+++ MATERIAL PROVIDED
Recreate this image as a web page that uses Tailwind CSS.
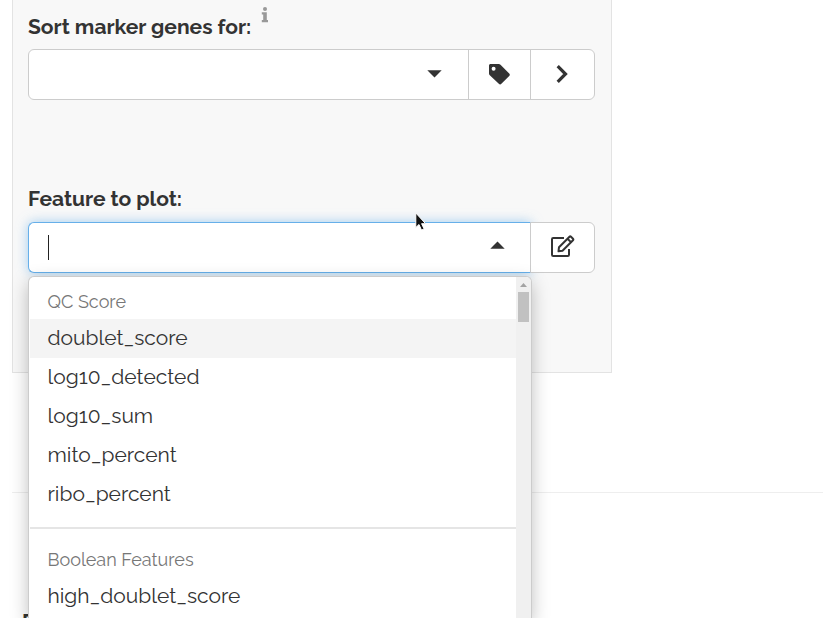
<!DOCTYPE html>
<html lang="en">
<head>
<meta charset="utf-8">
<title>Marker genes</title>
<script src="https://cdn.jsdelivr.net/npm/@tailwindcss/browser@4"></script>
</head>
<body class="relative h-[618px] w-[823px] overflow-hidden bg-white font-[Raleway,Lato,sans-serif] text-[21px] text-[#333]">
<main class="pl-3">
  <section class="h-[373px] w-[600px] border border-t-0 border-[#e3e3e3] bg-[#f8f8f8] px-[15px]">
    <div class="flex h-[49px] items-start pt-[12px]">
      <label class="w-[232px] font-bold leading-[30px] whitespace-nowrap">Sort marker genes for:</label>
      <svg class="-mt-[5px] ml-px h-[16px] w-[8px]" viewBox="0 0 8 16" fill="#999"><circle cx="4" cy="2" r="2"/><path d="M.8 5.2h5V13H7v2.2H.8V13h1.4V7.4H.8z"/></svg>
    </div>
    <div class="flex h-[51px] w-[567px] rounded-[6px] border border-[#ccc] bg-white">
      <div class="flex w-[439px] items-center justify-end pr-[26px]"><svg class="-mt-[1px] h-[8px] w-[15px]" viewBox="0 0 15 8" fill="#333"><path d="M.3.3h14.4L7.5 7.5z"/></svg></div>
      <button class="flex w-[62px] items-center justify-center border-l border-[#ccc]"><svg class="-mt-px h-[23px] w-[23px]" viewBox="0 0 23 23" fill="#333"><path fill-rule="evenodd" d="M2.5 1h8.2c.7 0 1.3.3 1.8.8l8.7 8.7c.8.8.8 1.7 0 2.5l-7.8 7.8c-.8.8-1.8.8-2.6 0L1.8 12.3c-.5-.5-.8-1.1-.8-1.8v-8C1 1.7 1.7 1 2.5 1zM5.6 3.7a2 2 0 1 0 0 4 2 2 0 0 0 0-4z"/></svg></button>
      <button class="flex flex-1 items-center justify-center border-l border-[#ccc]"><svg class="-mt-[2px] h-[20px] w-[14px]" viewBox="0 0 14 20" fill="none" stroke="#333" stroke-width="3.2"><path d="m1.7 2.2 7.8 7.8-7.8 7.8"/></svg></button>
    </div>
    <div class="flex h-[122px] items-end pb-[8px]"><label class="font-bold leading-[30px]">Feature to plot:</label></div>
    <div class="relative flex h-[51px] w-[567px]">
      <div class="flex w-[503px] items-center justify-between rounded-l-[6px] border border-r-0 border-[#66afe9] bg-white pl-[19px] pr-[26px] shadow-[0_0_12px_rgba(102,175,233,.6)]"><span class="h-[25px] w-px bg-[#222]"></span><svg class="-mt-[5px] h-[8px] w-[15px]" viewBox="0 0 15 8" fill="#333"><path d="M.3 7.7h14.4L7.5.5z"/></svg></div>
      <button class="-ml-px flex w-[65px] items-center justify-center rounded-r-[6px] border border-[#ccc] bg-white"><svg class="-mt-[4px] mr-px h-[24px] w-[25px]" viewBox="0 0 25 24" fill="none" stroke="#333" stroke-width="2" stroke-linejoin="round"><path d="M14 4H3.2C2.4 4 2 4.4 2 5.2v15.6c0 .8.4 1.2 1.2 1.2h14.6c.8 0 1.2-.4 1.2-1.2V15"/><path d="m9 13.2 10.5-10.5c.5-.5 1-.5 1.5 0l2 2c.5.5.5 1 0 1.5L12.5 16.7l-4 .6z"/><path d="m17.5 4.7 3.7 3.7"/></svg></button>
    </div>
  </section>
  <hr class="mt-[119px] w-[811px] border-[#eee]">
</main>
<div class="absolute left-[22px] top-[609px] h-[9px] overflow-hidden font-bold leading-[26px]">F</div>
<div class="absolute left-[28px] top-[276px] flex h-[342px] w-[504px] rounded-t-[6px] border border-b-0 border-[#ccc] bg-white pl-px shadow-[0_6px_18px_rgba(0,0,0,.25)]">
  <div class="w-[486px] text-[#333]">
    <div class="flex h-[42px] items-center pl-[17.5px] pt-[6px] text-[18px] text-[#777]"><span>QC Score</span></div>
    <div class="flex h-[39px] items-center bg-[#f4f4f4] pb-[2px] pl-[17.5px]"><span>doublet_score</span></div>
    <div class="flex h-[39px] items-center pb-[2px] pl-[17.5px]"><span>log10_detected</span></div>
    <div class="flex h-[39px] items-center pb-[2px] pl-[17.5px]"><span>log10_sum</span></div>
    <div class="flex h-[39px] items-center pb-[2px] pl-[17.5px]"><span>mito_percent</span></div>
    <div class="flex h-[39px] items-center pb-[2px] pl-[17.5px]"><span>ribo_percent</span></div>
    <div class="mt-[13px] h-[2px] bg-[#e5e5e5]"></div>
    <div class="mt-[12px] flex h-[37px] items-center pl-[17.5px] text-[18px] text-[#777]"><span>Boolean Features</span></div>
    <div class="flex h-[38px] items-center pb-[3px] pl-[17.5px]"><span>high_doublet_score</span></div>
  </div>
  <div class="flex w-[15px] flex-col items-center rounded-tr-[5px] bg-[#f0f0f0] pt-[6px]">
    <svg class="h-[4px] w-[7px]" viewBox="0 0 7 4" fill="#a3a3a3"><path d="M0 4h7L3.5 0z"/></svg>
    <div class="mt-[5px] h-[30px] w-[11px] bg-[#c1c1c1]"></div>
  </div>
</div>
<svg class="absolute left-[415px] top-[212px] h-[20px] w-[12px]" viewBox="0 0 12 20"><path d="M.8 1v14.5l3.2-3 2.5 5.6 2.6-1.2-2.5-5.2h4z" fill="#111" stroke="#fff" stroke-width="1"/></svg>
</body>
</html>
++++++
SHORT EXERCISE |
Omit each picture, then return all of the listing exactly as it stands.

SOLUTION FOR THIS PROBLEM |
Recreate this image as a web page that uses Tailwind CSS.
<!DOCTYPE html>
<html lang="en">
<head>
<meta charset="utf-8">
<title>Marker genes</title>
<script src="https://cdn.jsdelivr.net/npm/@tailwindcss/browser@4"></script>
</head>
<body class="relative h-[618px] w-[823px] overflow-hidden bg-white font-[Raleway,Lato,sans-serif] text-[21px] text-[#333]">
<main class="pl-3">
  <section class="h-[373px] w-[600px] border border-t-0 border-[#e3e3e3] bg-[#f8f8f8] px-[15px]">
    <div class="flex h-[49px] items-start pt-[12px]">
      <label class="w-[232px] font-bold leading-[30px] whitespace-nowrap">Sort marker genes for:</label>
      <svg class="-mt-[5px] ml-px h-[16px] w-[8px]" viewBox="0 0 8 16" fill="#999"><circle cx="4" cy="2" r="2"/><path d="M.8 5.2h5V13H7v2.2H.8V13h1.4V7.4H.8z"/></svg>
    </div>
    <div class="flex h-[51px] w-[567px] rounded-[6px] border border-[#ccc] bg-white">
      <div class="flex w-[439px] items-center justify-end pr-[26px]"><svg class="-mt-[1px] h-[8px] w-[15px]" viewBox="0 0 15 8" fill="#333"><path d="M.3.3h14.4L7.5 7.5z"/></svg></div>
      <button class="flex w-[62px] items-center justify-center border-l border-[#ccc]"><svg class="-mt-px h-[23px] w-[23px]" viewBox="0 0 23 23" fill="#333"><path fill-rule="evenodd" d="M2.5 1h8.2c.7 0 1.3.3 1.8.8l8.7 8.7c.8.8.8 1.7 0 2.5l-7.8 7.8c-.8.8-1.8.8-2.6 0L1.8 12.3c-.5-.5-.8-1.1-.8-1.8v-8C1 1.7 1.7 1 2.5 1zM5.6 3.7a2 2 0 1 0 0 4 2 2 0 0 0 0-4z"/></svg></button>
      <button class="flex flex-1 items-center justify-center border-l border-[#ccc]"><svg class="-mt-[2px] h-[20px] w-[14px]" viewBox="0 0 14 20" fill="none" stroke="#333" stroke-width="3.2"><path d="m1.7 2.2 7.8 7.8-7.8 7.8"/></svg></button>
    </div>
    <div class="flex h-[122px] items-end pb-[8px]"><label class="font-bold leading-[30px]">Feature to plot:</label></div>
    <div class="relative flex h-[51px] w-[567px]">
      <div class="flex w-[503px] items-center justify-between rounded-l-[6px] border border-r-0 border-[#66afe9] bg-white pl-[19px] pr-[26px] shadow-[0_0_12px_rgba(102,175,233,.6)]"><span class="h-[25px] w-px bg-[#222]"></span><svg class="-mt-[5px] h-[8px] w-[15px]" viewBox="0 0 15 8" fill="#333"><path d="M.3 7.7h14.4L7.5.5z"/></svg></div>
      <button class="-ml-px flex w-[65px] items-center justify-center rounded-r-[6px] border border-[#ccc] bg-white"><svg class="-mt-[4px] mr-px h-[24px] w-[25px]" viewBox="0 0 25 24" fill="none" stroke="#333" stroke-width="2" stroke-linejoin="round"><path d="M14 4H3.2C2.4 4 2 4.4 2 5.2v15.6c0 .8.4 1.2 1.2 1.2h14.6c.8 0 1.2-.4 1.2-1.2V15"/><path d="m9 13.2 10.5-10.5c.5-.5 1-.5 1.5 0l2 2c.5.5.5 1 0 1.5L12.5 16.7l-4 .6z"/><path d="m17.5 4.7 3.7 3.7"/></svg></button>
    </div>
  </section>
  <hr class="mt-[119px] w-[811px] border-[#eee]">
</main>
<div class="absolute left-[22px] top-[609px] h-[9px] overflow-hidden font-bold leading-[26px]">F</div>
<div class="absolute left-[28px] top-[276px] flex h-[342px] w-[504px] rounded-t-[6px] border border-b-0 border-[#ccc] bg-white pl-px shadow-[0_6px_18px_rgba(0,0,0,.25)]">
  <div class="w-[486px] text-[#333]">
    <div class="flex h-[42px] items-center pl-[17.5px] pt-[6px] text-[18px] text-[#777]"><span>QC Score</span></div>
    <div class="flex h-[39px] items-center bg-[#f4f4f4] pb-[2px] pl-[17.5px]"><span>doublet_score</span></div>
    <div class="flex h-[39px] items-center pb-[2px] pl-[17.5px]"><span>log10_detected</span></div>
    <div class="flex h-[39px] items-center pb-[2px] pl-[17.5px]"><span>log10_sum</span></div>
    <div class="flex h-[39px] items-center pb-[2px] pl-[17.5px]"><span>mito_percent</span></div>
    <div class="flex h-[39px] items-center pb-[2px] pl-[17.5px]"><span>ribo_percent</span></div>
    <div class="mt-[13px] h-[2px] bg-[#e5e5e5]"></div>
    <div class="mt-[12px] flex h-[37px] items-center pl-[17.5px] text-[18px] text-[#777]"><span>Boolean Features</span></div>
    <div class="flex h-[38px] items-center pb-[3px] pl-[17.5px]"><span>high_doublet_score</span></div>
  </div>
  <div class="flex w-[15px] flex-col items-center rounded-tr-[5px] bg-[#f0f0f0] pt-[6px]">
    <svg class="h-[4px] w-[7px]" viewBox="0 0 7 4" fill="#a3a3a3"><path d="M0 4h7L3.5 0z"/></svg>
    <div class="mt-[5px] h-[30px] w-[11px] bg-[#c1c1c1]"></div>
  </div>
</div>
<svg class="absolute left-[415px] top-[212px] h-[20px] w-[12px]" viewBox="0 0 12 20"><path d="M.8 1v14.5l3.2-3 2.5 5.6 2.6-1.2-2.5-5.2h4z" fill="#111" stroke="#fff" stroke-width="1"/></svg>
</body>
</html>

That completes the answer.